I also picked up the new Depeche Mode CD over the weekend. I’ve got to say that I’m impressed. You see, I’m the sort of music fan who doesn’t like my bands to mature, or change their sound. Call me what you will, but I like a band for their sound, and if you change your sound in some stupid quest to “evolve” or “grow as a band”, you’re going to piss the good Doctor off. Don’t fuck with a good thing. The new ‘Schmode, though, this is a great album. Instrumentally, it has the sound of Music for the Masses, or Enjoy the Silence. And it’s dark like Music for the Masses or, even better, A Broken Frame. The boys have gone back to the depressing, synthesized music that made me first fall in love with them. Their last two albums have been too much guitar, and too much of an attempt to compete with the 90’s alternative music. They’ve gone back to what they do best and I adore them for it. My only gripe: As they’ve done on more recent albums, too much Dave Gahan and not nearly enough Martin L. Gore. But, beggars can’t be choosers, eh?
Gods! There’ve been some great DVD’s come out in the last few days. Romero’s Land of the Dead and Episode III: Revenge of the Sith primarily. And, I just read that there will be an unrated director’s cut of Zombie’s The Devil’s Reject’s coming at the end of November. Thankfully both x-mas and my birthday will be along soon and I can ask for them then, because god knows Mrs. Zombie won’t let me buy DVD’s right now. You see, November’s a tough month for me to ask to spend household money. That’s because I go hunting twice within a two week period (bow hunting on Veteran’s Day, and shotgun season the first weekend after Thanksgiving.) Both weekends cost a hundred or so bucks – before gas. Add on top of that the fact that I need to buy a deer tag and that I also, somehow, talked the Mrs. into letting me buy a new bumper for my Jeep, The Blue Zombie. Either way, I need to be on my best behavior.

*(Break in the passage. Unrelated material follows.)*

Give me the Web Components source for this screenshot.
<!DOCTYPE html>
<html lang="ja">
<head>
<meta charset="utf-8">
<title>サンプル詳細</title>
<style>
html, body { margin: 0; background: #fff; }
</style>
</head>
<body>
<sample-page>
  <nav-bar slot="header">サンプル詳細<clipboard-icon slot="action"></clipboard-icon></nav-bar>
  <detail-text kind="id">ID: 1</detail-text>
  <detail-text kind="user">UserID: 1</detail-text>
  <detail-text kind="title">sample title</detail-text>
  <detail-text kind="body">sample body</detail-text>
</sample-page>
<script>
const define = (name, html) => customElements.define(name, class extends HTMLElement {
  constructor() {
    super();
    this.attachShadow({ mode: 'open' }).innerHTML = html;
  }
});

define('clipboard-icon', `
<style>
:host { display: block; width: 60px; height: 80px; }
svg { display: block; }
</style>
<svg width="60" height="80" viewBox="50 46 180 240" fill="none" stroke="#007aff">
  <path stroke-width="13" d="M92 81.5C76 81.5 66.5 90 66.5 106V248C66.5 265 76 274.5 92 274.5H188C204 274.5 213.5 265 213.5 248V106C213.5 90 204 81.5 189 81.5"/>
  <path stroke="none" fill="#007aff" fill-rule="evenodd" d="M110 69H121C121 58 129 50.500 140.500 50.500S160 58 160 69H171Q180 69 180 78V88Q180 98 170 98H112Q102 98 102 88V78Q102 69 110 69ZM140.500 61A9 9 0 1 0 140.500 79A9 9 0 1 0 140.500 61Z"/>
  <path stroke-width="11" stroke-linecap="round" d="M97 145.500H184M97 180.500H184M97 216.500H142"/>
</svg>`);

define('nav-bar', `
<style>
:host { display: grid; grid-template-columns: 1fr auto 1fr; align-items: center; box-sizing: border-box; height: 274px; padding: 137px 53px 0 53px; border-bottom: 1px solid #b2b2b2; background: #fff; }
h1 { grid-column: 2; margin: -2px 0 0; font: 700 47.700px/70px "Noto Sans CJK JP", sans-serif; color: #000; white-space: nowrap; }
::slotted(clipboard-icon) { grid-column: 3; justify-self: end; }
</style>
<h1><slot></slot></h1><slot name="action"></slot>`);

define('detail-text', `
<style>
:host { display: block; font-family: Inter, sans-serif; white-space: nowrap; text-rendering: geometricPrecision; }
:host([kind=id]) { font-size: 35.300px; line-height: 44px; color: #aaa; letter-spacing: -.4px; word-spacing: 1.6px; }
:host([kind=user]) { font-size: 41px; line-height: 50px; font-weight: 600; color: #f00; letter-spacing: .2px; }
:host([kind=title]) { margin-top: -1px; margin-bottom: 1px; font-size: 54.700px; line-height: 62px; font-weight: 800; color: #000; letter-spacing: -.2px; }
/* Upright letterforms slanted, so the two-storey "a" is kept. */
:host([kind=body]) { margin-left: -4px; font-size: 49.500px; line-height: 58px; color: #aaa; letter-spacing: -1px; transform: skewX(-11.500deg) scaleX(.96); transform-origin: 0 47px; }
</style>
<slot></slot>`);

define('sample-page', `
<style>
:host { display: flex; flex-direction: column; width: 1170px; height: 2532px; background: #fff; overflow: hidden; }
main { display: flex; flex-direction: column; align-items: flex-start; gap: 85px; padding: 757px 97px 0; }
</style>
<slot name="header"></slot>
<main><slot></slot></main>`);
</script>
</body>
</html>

That’s enough for today. Goodnight, dear reader.
Driving in to work today reaffirmed how much I absolutely love autumn. We’ve reached the peak for fall foliage, and the trees are beautiful. It’s unfortunate that fall is the shortest season. I imagine I’m not the first old school goth to wish that everyday was Halloween.

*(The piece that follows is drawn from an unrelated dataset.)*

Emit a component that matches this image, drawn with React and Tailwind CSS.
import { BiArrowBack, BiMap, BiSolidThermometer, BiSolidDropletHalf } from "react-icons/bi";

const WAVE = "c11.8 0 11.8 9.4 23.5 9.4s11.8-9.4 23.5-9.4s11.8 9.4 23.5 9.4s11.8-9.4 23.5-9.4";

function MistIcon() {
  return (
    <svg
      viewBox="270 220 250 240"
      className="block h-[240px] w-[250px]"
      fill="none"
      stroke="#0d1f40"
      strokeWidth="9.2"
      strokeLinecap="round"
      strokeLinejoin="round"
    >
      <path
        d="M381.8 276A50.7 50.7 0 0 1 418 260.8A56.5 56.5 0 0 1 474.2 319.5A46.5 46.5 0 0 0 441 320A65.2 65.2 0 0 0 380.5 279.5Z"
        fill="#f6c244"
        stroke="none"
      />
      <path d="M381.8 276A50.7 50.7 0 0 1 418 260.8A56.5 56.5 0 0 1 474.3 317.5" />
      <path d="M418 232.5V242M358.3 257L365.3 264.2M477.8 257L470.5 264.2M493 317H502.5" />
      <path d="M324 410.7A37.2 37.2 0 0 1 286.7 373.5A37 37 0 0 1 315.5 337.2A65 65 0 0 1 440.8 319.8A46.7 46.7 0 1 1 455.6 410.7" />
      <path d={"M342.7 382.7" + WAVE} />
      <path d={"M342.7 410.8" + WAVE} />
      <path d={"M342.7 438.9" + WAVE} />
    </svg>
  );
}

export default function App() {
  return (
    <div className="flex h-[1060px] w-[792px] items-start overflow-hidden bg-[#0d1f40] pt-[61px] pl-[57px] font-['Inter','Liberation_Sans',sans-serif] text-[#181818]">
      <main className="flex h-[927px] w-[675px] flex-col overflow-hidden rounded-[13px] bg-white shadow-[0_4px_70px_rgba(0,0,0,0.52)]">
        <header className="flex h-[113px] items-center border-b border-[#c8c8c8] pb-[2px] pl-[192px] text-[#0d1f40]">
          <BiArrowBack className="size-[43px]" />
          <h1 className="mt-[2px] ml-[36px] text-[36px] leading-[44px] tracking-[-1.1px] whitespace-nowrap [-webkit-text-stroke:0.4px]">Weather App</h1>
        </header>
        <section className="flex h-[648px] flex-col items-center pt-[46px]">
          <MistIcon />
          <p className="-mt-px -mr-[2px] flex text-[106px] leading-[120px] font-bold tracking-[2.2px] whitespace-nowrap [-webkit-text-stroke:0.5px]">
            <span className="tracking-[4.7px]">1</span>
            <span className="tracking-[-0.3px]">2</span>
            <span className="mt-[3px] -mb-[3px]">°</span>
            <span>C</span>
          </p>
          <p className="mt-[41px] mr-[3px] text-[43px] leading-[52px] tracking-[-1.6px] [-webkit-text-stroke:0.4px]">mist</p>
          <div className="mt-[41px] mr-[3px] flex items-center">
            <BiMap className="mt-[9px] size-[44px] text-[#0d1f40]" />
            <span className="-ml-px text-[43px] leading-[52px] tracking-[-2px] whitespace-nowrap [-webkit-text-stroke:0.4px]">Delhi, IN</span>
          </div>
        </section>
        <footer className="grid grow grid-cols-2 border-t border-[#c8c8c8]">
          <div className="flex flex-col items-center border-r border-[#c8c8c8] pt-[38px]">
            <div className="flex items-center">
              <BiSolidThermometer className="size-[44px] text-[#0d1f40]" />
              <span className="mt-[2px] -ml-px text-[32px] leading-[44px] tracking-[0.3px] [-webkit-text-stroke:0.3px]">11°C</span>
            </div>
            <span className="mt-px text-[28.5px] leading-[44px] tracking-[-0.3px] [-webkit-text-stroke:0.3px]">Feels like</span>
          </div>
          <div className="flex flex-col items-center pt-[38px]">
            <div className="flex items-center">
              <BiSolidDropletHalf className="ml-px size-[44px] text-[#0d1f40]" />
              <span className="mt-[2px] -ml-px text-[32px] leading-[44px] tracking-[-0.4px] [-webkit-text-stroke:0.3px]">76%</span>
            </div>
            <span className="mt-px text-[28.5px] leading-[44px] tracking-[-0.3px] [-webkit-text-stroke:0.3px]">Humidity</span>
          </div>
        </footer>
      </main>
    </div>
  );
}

Found a cool link that applies as both a Halloween link and also a Dr. Zombie related link. The people over at How Stuff Works came up with this awesome explanation of Zombies. Check it out.
I also picked up the new Depeche Mode CD over the weekend. I’ve got to say that I’m impressed. You see, I’m the sort of music fan who doesn’t like my bands to mature, or change their sound. Call me what you will, but I like a band for their sound, and if you change your sound in some stupid quest to “evolve” or “grow as a band”, you’re going to piss the good Doctor off. Don’t fuck with a good thing. The new ‘Schmode, though, this is a great album. Instrumentally, it has the sound of Music for the Masses, or Enjoy the Silence. And it’s dark like Music for the Masses or, even better, A Broken Frame. The boys have gone back to the depressing, synthesized music that made me first fall in love with them. Their last two albums have been too much guitar, and too much of an attempt to compete with the 90’s alternative music. They’ve gone back to what they do best and I adore them for it. My only gripe: As they’ve done on more recent albums, too much Dave Gahan and not nearly enough Martin L. Gore. But, beggars can’t be choosers, eh?
Gods! There’ve been some great DVD’s come out in the last few days. Romero’s Land of the Dead and Episode III: Revenge of the Sith primarily. And, I just read that there will be an unrated director’s cut of Zombie’s The Devil’s Reject’s coming at the end of November. Thankfully both x-mas and my birthday will be along soon and I can ask for them then, because god knows Mrs. Zombie won’t let me buy DVD’s right now. You see, November’s a tough month for me to ask to spend household money. That’s because I go hunting twice within a two week period (bow hunting on Veteran’s Day, and shotgun season the first weekend after Thanksgiving.) Both weekends cost a hundred or so bucks – before gas. Add on top of that the fact that I need to buy a deer tag and that I also, somehow, talked the Mrs. into letting me buy a new bumper for my Jeep, The Blue Zombie. Either way, I need to be on my best behavior.
That’s enough for today. Goodnight, dear reader.